Google Duplex: Exploring Natural Language AI
By Allen Foster
We are fast approaching the point of no return. That critical moment when we will find out if the intelligent machines we've created, the ones that learn and evolve, will serve us or rise up against us. Will mankind achieve paradise or extinction? That's the fear that resides at the heart of Google Duplex: is it an astounding technological leap forward or a terrifying shuffle closer to our own annihilation?
If you haven't heard, Google Duplex is the much-hyped feature that is gradually learning to master natural language, but only in extremely specific situations. At least for now. Recently, Google released and promoted two recorded examples of human interactions with Duplex. In one instance, the software made dinner reservations, while the other involved getting a hair appointment. Both conversations transpired over the phone. Admittedly, it's not the kind of activity that should have us concerned about the longevity of the human race. But for some reason, it still does.

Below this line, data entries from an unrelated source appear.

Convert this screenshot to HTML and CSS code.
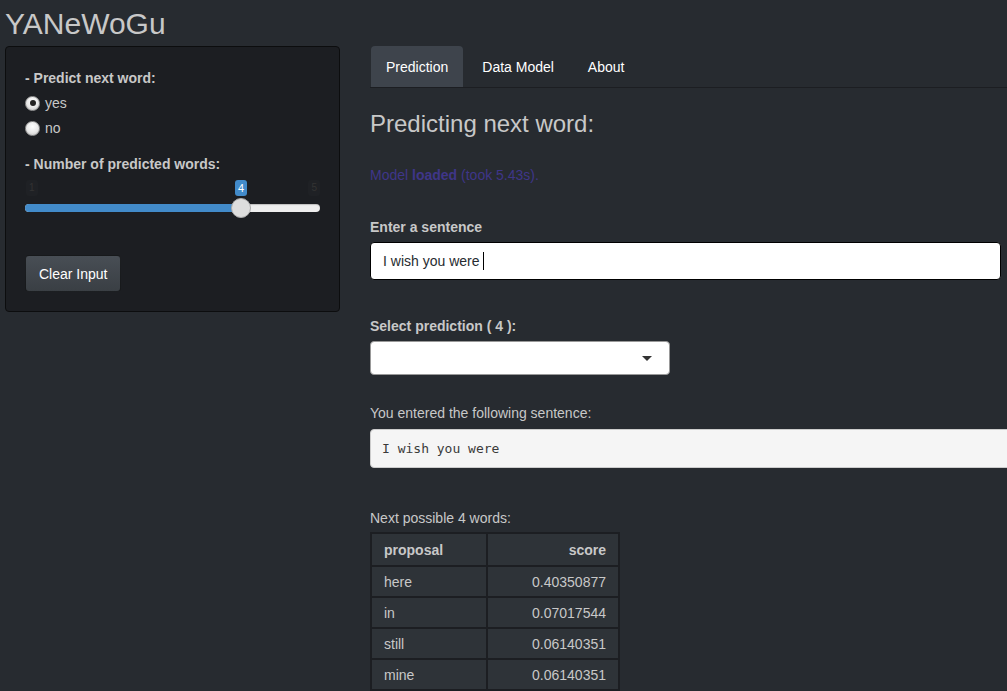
FILE: index.html
```html
<!DOCTYPE html>
<html>
<head>
<meta charset="utf-8">
<link rel="stylesheet" href="styles.css">
</head>
<body>
<h2 class="title">YANeWoGu</h2>
<div class="row">
  <div class="well">
    <div class="form-group">
      <label class="ctl-label">- Predict next word:</label>
      <div class="radio"><span class="rb rb-on"></span><span>yes</span></div>
      <div class="radio"><span class="rb"></span><span>no</span></div>
    </div>
    <div class="form-group">
      <label class="ctl-label">- Number of predicted words:</label>
      <div class="slider">
        <div class="ticks">
          <span class="tick">1</span>
          <span class="tick tick-val">4</span>
          <span class="tick">5</span>
        </div>
        <div class="track">
          <div class="fill"></div>
          <div class="handle"></div>
        </div>
      </div>
    </div>
    <button class="btn">Clear Input</button>
  </div>
  <div class="main">
    <ul class="tabs">
      <li class="tab active">Prediction</li>
      <li class="tab">Data Model</li>
      <li class="tab">About</li>
    </ul>
    <h3 class="heading">Predicting next word:</h3>
    <p class="status">Model <b>loaded</b> (took 5.43s).</p>
    <label class="ctl-label lbl-enter">Enter a sentence</label>
    <div class="input"><span>I wish you were </span><span class="caret"></span></div>
    <label class="ctl-label lbl-select">Select prediction ( 4 ):</label>
    <div class="select"><span class="arrow"></span></div>
    <p class="plain lbl-entered">You entered the following sentence:</p>
    <pre class="pre">I wish you were</pre>
    <p class="plain lbl-next">Next possible 4 words:</p>
    <table class="tbl">
      <thead><tr><th>proposal</th><th class="r">score</th></tr></thead>
      <tbody>
        <tr><td>here</td><td class="r">0.40350877</td></tr>
        <tr><td>in</td><td class="r">0.07017544</td></tr>
        <tr><td>still</td><td class="r">0.06140351</td></tr>
        <tr><td>mine</td><td class="r">0.06140351</td></tr>
      </tbody>
    </table>
  </div>
</div>
</body>
</html>
```
FILE: styles.css
```css
html, body {
  margin: 0;
  padding: 0;
  background: #272b30;
  color: #c8c8c8;
  font-family: "Liberation Sans", Arial, sans-serif;
  font-size: 14px;
  line-height: 20px;
  overflow: hidden;
  height: 691px;
}
.title {
  margin: 7px 0 6px 5px;
  font-size: 30px;
  line-height: 33px;
  font-weight: 400;
  color: #c8c8c8;
}
.row {
  display: flex;
  align-items: flex-start;
}
.well {
  box-sizing: border-box;
  flex: none;
  width: 335px;
  margin-left: 5px;
  padding: 21px 19px 19px 19px;
  background: #1c1e22;
  border: 1px solid #0c0d0e;
  border-radius: 4px;
  display: flex;
  flex-direction: column;
  align-items: flex-start;
}
.form-group {
  width: 100%;
  margin-bottom: 11px;
}
.ctl-label {
  display: block;
  font-weight: 700;
  margin-bottom: 5px;
}
.radio {
  display: flex;
  align-items: center;
  height: 20px;
  margin-bottom: 5px;
  gap: 5px;
}
.rb {
  box-sizing: border-box;
  width: 15px;
  height: 15px;
  border-radius: 50%;
  background: radial-gradient(circle at 50% 35%, #ffffff 0%, #e8e8e8 55%, #bdbdbd 100%);
  border: 1px solid #9a9a9a;
  position: relative;
}
.rb-on::after {
  content: "";
  position: absolute;
  left: 3.5px;
  top: 3.5px;
  width: 6px;
  height: 6px;
  border-radius: 50%;
  background: #222;
}
.slider {
  width: 100%;
  padding-top: 1px;
}
.ticks {
  position: relative;
  height: 19px;
}
.tick {
  position: absolute;
  top: 0;
  font-size: 10px;
  line-height: 14px;
  padding: 1px 3px;
  border-radius: 3px;
  background: #1f2125;
  color: #333;
}
.tick:nth-child(1) { left: 1px; }
.tick:nth-child(3) { right: 0; }
.tick-val {
  left: 210px;
  background: #428bca;
  color: #fff;
  font-size: 11px;
}
.track {
  position: relative;
  height: 8px;
  margin-top: 5px;
  border-radius: 4px;
  background: #eeeeee;
  box-shadow: inset 0 1px 1px rgba(0,0,0,0.2);
}
.fill {
  width: 216px;
  height: 8px;
  border-radius: 4px 0 0 4px;
  background: #428bca;
}
.handle {
  position: absolute;
  left: 206px;
  top: -6px;
  box-sizing: border-box;
  width: 20px;
  height: 20px;
  border-radius: 50%;
  background: #dddddd;
  border: 1px solid #aaaaaa;
}
.btn {
  margin-top: 32px;
  height: 37px;
  padding: 0 13px;
  font-family: inherit;
  font-size: 14px;
  color: #ffffff;
  background: linear-gradient(#484e55, #3a3f44);
  border: 1px solid rgba(0,0,0,0.6);
  border-radius: 4px;
}
.main {
  margin-left: 30px;
  width: 680px;
  flex: none;
}
.tabs {
  list-style: none;
  margin: 0;
  padding: 0 0 0 1px;
  display: flex;
  border-bottom: 1px solid #1c1e22;
  height: 41px;
}
.tab {
  padding: 2px 15px 0 15px;
  line-height: 39px;
  color: #ffffff;
  margin-right: 4px;
  border-radius: 4px 4px 0 0;
}
.tab.active {
  background: #3e444c;
}
.heading {
  margin: 22px 0 0 0;
  font-size: 24px;
  line-height: 27px;
  font-weight: 400;
  color: #c8c8c8;
}
.status {
  margin: 28px 0 0 0;
  color: #3f3689;
}
.lbl-enter { margin-top: 32px; }
.input {
  box-sizing: border-box;
  width: 631px;
  height: 38px;
  margin-top: 2px;
  padding: 0 12px;
  background: #fff;
  border: 1px solid #000;
  border-radius: 4px;
  display: flex;
  align-items: center;
  color: #272b30;
  white-space: pre;
}
.caret {
  width: 1px;
  height: 18px;
  background: #000;
}
.lbl-select { margin-top: 36px; }
.select {
  box-sizing: border-box;
  width: 300px;
  height: 34px;
  margin-top: 0;
  background: #fff;
  border: 1px solid #999;
  border-radius: 4px;
  position: relative;
}
.arrow {
  position: absolute;
  right: 17px;
  top: 14px;
  border-left: 5px solid transparent;
  border-right: 5px solid transparent;
  border-top: 5px solid #333;
}
.plain { margin: 0; }
.lbl-entered { margin-top: 28px; }
.pre {
  box-sizing: border-box;
  margin: 6px 0 0 0;
  height: 39px;
  width: 680px;
  padding: 9px 11px;
  background: #f5f5f5;
  border: 1px solid #ccc;
  border-radius: 4px;
  color: #3a3a3a;
  font-family: "DejaVu Sans Mono", "Liberation Mono", monospace;
  font-size: 13px;
  line-height: 20px;
}
.lbl-next { margin-top: 40px; }
.tbl {
  margin-top: 4px;
  border-collapse: collapse;
  background: #2e3338;
  width: 250px;
}
.tbl th, .tbl td {
  border: 2px solid #1c1e22;
  height: 27px;
  padding: 1px 12px 1px 12px;
  text-align: left;
}
.tbl th { font-weight: 700; height: 29px; }
.tbl th:first-child, .tbl td:first-child { width: 90px; }
.tbl .r { text-align: right; }
```
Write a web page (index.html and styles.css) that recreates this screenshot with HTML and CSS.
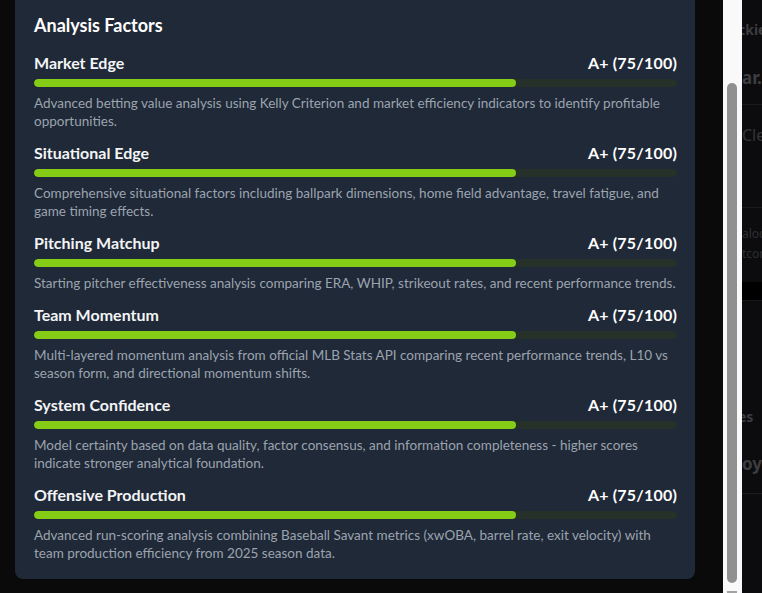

Where the uneasiness enters is the fact that, presumably, the humans on the receiving end of the call were completely unaware that they were engaged with a computer program – go ahead, call it a robot if you want. The reason they were fooled was because the program listened, interpreted, and correctly responded (with proper pauses and inflections) to all the complexities involved in a natural conversation.
As humans, this might not sound like such a remarkable feat. As a matter of fact, we do it all the time, mostly while only half paying attention to the conversation. But that is exactly what makes Duplex so remarkable. It can deduce meaning from ambiguity and understand complex, poorly communicated ideas. It also interjects during pauses that are a little too long, fills the thinking space with "hmm" or "uh," and actually can help put the conversation back on track by clarifying elements that previously were only vaguely stated. Duplex even knows how to hesitate to achieve maximum impact of its response!
Again, is that amazing or scary?
If it's to serve us so we stop getting that infuriating, "I'm sorry, I didn't get that," when we query our devices, I say, "Hallelujah!" However, if it's to make robocalls indistinguishable from real people, ultimately, that would be rather disheartening. If elements such as pitch, accent, and speaking mannerisms can eventually be mimicked, maybe that Nigerian prince will start calling instead of sending all of those emails?
Whether it excites you or frightens you, communication is the core of understanding. If, at some point in the future, you can have a heartfelt conversation about why the season finale of This Is Us left you so emotionally distraught, or you want to debate exactly when (or if) The Walking Dead lost its magic, and you can do it with your television?! Come on, admit it. That would be kind of awesome!